Thursday, February 24, 2011

#11: Packing for Mars by Mary Roach

Mary Roach is, in a word, outstanding. I read Spook over a year ago and found that discussion of ghosts, reincarnation and what not as gut-bustingly funny but oddly touching. Packing For Mars is no different.

This book will not teach you a lot about the history of NASA, but that is not the point. We all see the liftoffs, astronauts on TV, bouncing off of walls and floating around. This book is about the grimy and sometimes shitty underbelly. Roach begins by addressing what at first seems a strange task employed by the Japanese Space Agency when testing astronaut candidates: origami. What the hell do cranes have to do with spaceflight? As Roach's chapter title (He's smart but his birds are sloppy) implies, spaceflight is more about routine than anything else. It seems much more about making second nature things that should never be done in the first place.

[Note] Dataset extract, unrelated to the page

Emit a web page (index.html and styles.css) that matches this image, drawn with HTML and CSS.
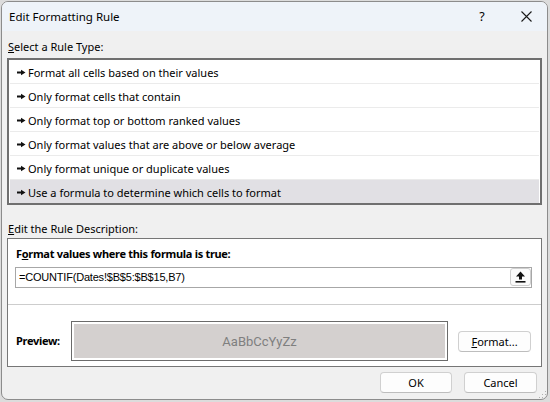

Like being weightless, reacting to leaks, bumps, floating turds, turds in bags, your commander saying in a discussion "They told us that--here's another god damn turd." Thank you, Gene Cernan, for allowing me to know that astronauts orbiting the fucking moon say "turd". (273)

The chapters titled "Houston we have a fungus", "Discomfort Food" and "Eating your Pants" would stand on their own as top flight essays about space flight. Men not showering for two weeks just to see what would happen...or changing clothes for that matter. It seems the clothes are the real problem. Food in tubes...because a nice corned beef sandwich falls apart in space, covering the capsule with floating bits of bread, blobs of mustard and chunks of beef. We know this because John Young smuggled a corned beef sandwich on board the Gemini 3 flight; commander Gus Grissom took it away before it could fall apart. NASA, in prepping for Mars, is pushing the envelope of waste management and using recycled urine. You can have some up the road at the Ames Research Center in the cafeteria.

Space food is in one way the star of the book. I had no idea that most of the dietitians who worked for NASA in the 1950s and 1960s were actually veterinarians. So, liquid diets, astronaut pellets and food-in-a-tube were the norm. Disgusting. One Cal-Berkeley professor surmised that NASA should employ fat astronauts who would fast and save on food (298). Sheesh. Roach also mentions a 42 day milshake diet tested in the 1960s. It led to "daily mass (sorry, Father) increasing." (299) That's just poopy. 

Roach points out that in all of the technological wonder, it is the human element of spaceflight that draws most people. With all of our needs for food, water, changes of clothes and everything else that makes human spaceflight so monumentally expensive when compared to unmanned vehicles, it is the abilities for humans to experience the awesomeness of space that makes us different and valuable. Roach reaches the end of her book by asking "Is Mars worth it?" Do yourself a favor and find out her answer.